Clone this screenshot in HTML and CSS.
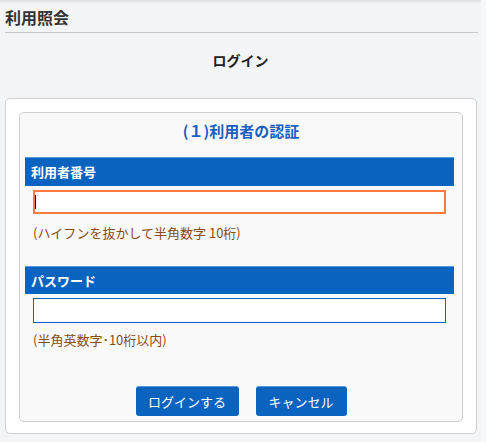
FILE: index.html
```html
<!DOCTYPE html>
<html lang="ja">
<head>
<meta charset="utf-8">
<title>利用照会</title>
<link rel="stylesheet" href="styles.css">
</head>
<body>
<div class="page">
  <div class="topshade"></div>
  <header class="header">
    <h1 class="header-title">利用照会</h1>
  </header>
  <div class="subtitle">ログイン</div>
  <section class="outer-card">
    <div class="inner-card">
      <h2 class="section-title">(１)利用者の認証</h2>
      <div class="bar">利用者番号</div>
      <div class="field">
        <div class="input-wrap">
          <input class="input input-focus" type="text" aria-label="利用者番号">
          <span class="caret"></span>
        </div>
        <div class="hint">(ハイフンを抜かして半角数字 10桁)</div>
      </div>
      <div class="bar bar-second">パスワード</div>
      <div class="field">
        <div class="input-wrap">
          <input class="input input-normal" type="password" aria-label="パスワード">
        </div>
        <div class="hint hint-second">(半角英数字･10桁以内)</div>
      </div>
      <div class="buttons">
        <button class="btn btn-login" type="button">ログインする</button>
        <button class="btn btn-cancel" type="button">キャンセル</button>
      </div>
    </div>
  </section>
</div>
</body>
</html>
```

FILE: styles.css
```css
html, body {
  margin: 0;
  padding: 0;
}
body {
  background: #f6f7f9;
  font-family: "Noto Sans CJK JP", "Noto Sans", "Liberation Sans", sans-serif;
  font-size: 13px;
  color: #333;
}
.page {
  width: 481px;
  min-height: 442px;
  background: #f3f4f6;
  position: relative;
}
.topshade {
  position: absolute;
  left: 0;
  top: 0;
  width: 481px;
  height: 3px;
  background: linear-gradient(#dadbdd, rgba(243,244,246,0));
}
.header {
  margin: 0 3px 0 5px;
  height: 33px;
  border-bottom: 1px solid #c8c8c8;
  box-sizing: border-box;
}
.header-title {
  margin: 0;
  font-size: 16px;
  font-weight: bold;
  line-height: 34px;
  color: #333;
}
.subtitle {
  text-align: center;
  font-size: 14px;
  font-weight: bold;
  color: #222;
  line-height: 20px;
  padding-top: 17px;
  height: 48px;
  box-sizing: border-box;
}
.outer-card {
  margin: 17px 0 0 5px;
  width: 472px;
  height: 336px;
  box-sizing: border-box;
  background: #fff;
  border: 1px solid #cfcfcf;
  border-radius: 5px;
  padding: 13px 13px 0 13px;
}
.inner-card {
  background: #f9f9f9;
  border: 1px solid #cfcfcf;
  border-radius: 5px;
  height: 310px;
  box-sizing: border-box;
  padding: 0 8px 0 5px;
}
.section-title {
  margin: 0;
  padding-top: 8px;
  line-height: 20px;
  font-size: 15px;
  font-weight: bold;
  color: #1a5fbe;
  text-align: center;
  margin-left: 3px;
}
.bar {
  margin-top: 16px;
  height: 29px;
  line-height: 28px;
  background: #0b63c0;
  border-top: 1px solid #5a95d6;
  box-sizing: border-box;
  color: #fff;
  font-weight: bold;
  font-size: 13px;
  padding-left: 6px;
}
.bar-second {
  margin-top: 24px;
  height: 28px;
}
.field {
  padding: 0 8px;
}
.input-wrap {
  position: relative;
  margin-top: 4px;
}
.input {
  display: block;
  width: 100%;
  height: 24px;
  box-sizing: border-box;
  margin: 0;
  padding: 0 4px;
  background: #fff;
  outline: none;
  font: inherit;
}
.input-focus {
  border: 2px solid #ff7a3c;
}
.input-normal {
  border: 1px solid #0b63c0;
  height: 25px;
}
.caret {
  position: absolute;
  left: 2px;
  top: 5px;
  width: 1px;
  height: 14px;
  background: #000;
}
.hint {
  margin-top: 10px;
  line-height: 18px;
  font-size: 13px;
  color: #8a4a10;
}
.hint-second {
  margin-top: 8px;
}
.buttons {
  display: flex;
  justify-content: center;
  gap: 17px;
  margin-top: 37px;
  margin-left: 3px;
}
.btn {
  height: 30px;
  box-sizing: border-box;
  background: #0b63c0;
  color: #fff;
  border: none;
  border-top: 1px solid #5a95d6;
  border-radius: 3px;
  font: inherit;
  font-size: 13px;
  padding: 0;
  line-height: 28px;
}
.btn-login {
  width: 103px;
}
.btn-cancel {
  width: 91px;
}
```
────────────────────────────────────────
_EXERCISE DETAILS_:
Return the listing above word for word, with the pictures removed.

_REPLY TO THE TASK_:
Clone this screenshot in HTML and CSS.
FILE: index.html
```html
<!DOCTYPE html>
<html lang="ja">
<head>
<meta charset="utf-8">
<title>利用照会</title>
<link rel="stylesheet" href="styles.css">
</head>
<body>
<div class="page">
  <div class="topshade"></div>
  <header class="header">
    <h1 class="header-title">利用照会</h1>
  </header>
  <div class="subtitle">ログイン</div>
  <section class="outer-card">
    <div class="inner-card">
      <h2 class="section-title">(１)利用者の認証</h2>
      <div class="bar">利用者番号</div>
      <div class="field">
        <div class="input-wrap">
          <input class="input input-focus" type="text" aria-label="利用者番号">
          <span class="caret"></span>
        </div>
        <div class="hint">(ハイフンを抜かして半角数字 10桁)</div>
      </div>
      <div class="bar bar-second">パスワード</div>
      <div class="field">
        <div class="input-wrap">
          <input class="input input-normal" type="password" aria-label="パスワード">
        </div>
        <div class="hint hint-second">(半角英数字･10桁以内)</div>
      </div>
      <div class="buttons">
        <button class="btn btn-login" type="button">ログインする</button>
        <button class="btn btn-cancel" type="button">キャンセル</button>
      </div>
    </div>
  </section>
</div>
</body>
</html>
```

FILE: styles.css
```css
html, body {
  margin: 0;
  padding: 0;
}
body {
  background: #f6f7f9;
  font-family: "Noto Sans CJK JP", "Noto Sans", "Liberation Sans", sans-serif;
  font-size: 13px;
  color: #333;
}
.page {
  width: 481px;
  min-height: 442px;
  background: #f3f4f6;
  position: relative;
}
.topshade {
  position: absolute;
  left: 0;
  top: 0;
  width: 481px;
  height: 3px;
  background: linear-gradient(#dadbdd, rgba(243,244,246,0));
}
.header {
  margin: 0 3px 0 5px;
  height: 33px;
  border-bottom: 1px solid #c8c8c8;
  box-sizing: border-box;
}
.header-title {
  margin: 0;
  font-size: 16px;
  font-weight: bold;
  line-height: 34px;
  color: #333;
}
.subtitle {
  text-align: center;
  font-size: 14px;
  font-weight: bold;
  color: #222;
  line-height: 20px;
  padding-top: 17px;
  height: 48px;
  box-sizing: border-box;
}
.outer-card {
  margin: 17px 0 0 5px;
  width: 472px;
  height: 336px;
  box-sizing: border-box;
  background: #fff;
  border: 1px solid #cfcfcf;
  border-radius: 5px;
  padding: 13px 13px 0 13px;
}
.inner-card {
  background: #f9f9f9;
  border: 1px solid #cfcfcf;
  border-radius: 5px;
  height: 310px;
  box-sizing: border-box;
  padding: 0 8px 0 5px;
}
.section-title {
  margin: 0;
  padding-top: 8px;
  line-height: 20px;
  font-size: 15px;
  font-weight: bold;
  color: #1a5fbe;
  text-align: center;
  margin-left: 3px;
}
.bar {
  margin-top: 16px;
  height: 29px;
  line-height: 28px;
  background: #0b63c0;
  border-top: 1px solid #5a95d6;
  box-sizing: border-box;
  color: #fff;
  font-weight: bold;
  font-size: 13px;
  padding-left: 6px;
}
.bar-second {
  margin-top: 24px;
  height: 28px;
}
.field {
  padding: 0 8px;
}
.input-wrap {
  position: relative;
  margin-top: 4px;
}
.input {
  display: block;
  width: 100%;
  height: 24px;
  box-sizing: border-box;
  margin: 0;
  padding: 0 4px;
  background: #fff;
  outline: none;
  font: inherit;
}
.input-focus {
  border: 2px solid #ff7a3c;
}
.input-normal {
  border: 1px solid #0b63c0;
  height: 25px;
}
.caret {
  position: absolute;
  left: 2px;
  top: 5px;
  width: 1px;
  height: 14px;
  background: #000;
}
.hint {
  margin-top: 10px;
  line-height: 18px;
  font-size: 13px;
  color: #8a4a10;
}
.hint-second {
  margin-top: 8px;
}
.buttons {
  display: flex;
  justify-content: center;
  gap: 17px;
  margin-top: 37px;
  margin-left: 3px;
}
.btn {
  height: 30px;
  box-sizing: border-box;
  background: #0b63c0;
  color: #fff;
  border: none;
  border-top: 1px solid #5a95d6;
  border-radius: 3px;
  font: inherit;
  font-size: 13px;
  padding: 0;
  line-height: 28px;
}
.btn-login {
  width: 103px;
}
.btn-cancel {
  width: 91px;
}
```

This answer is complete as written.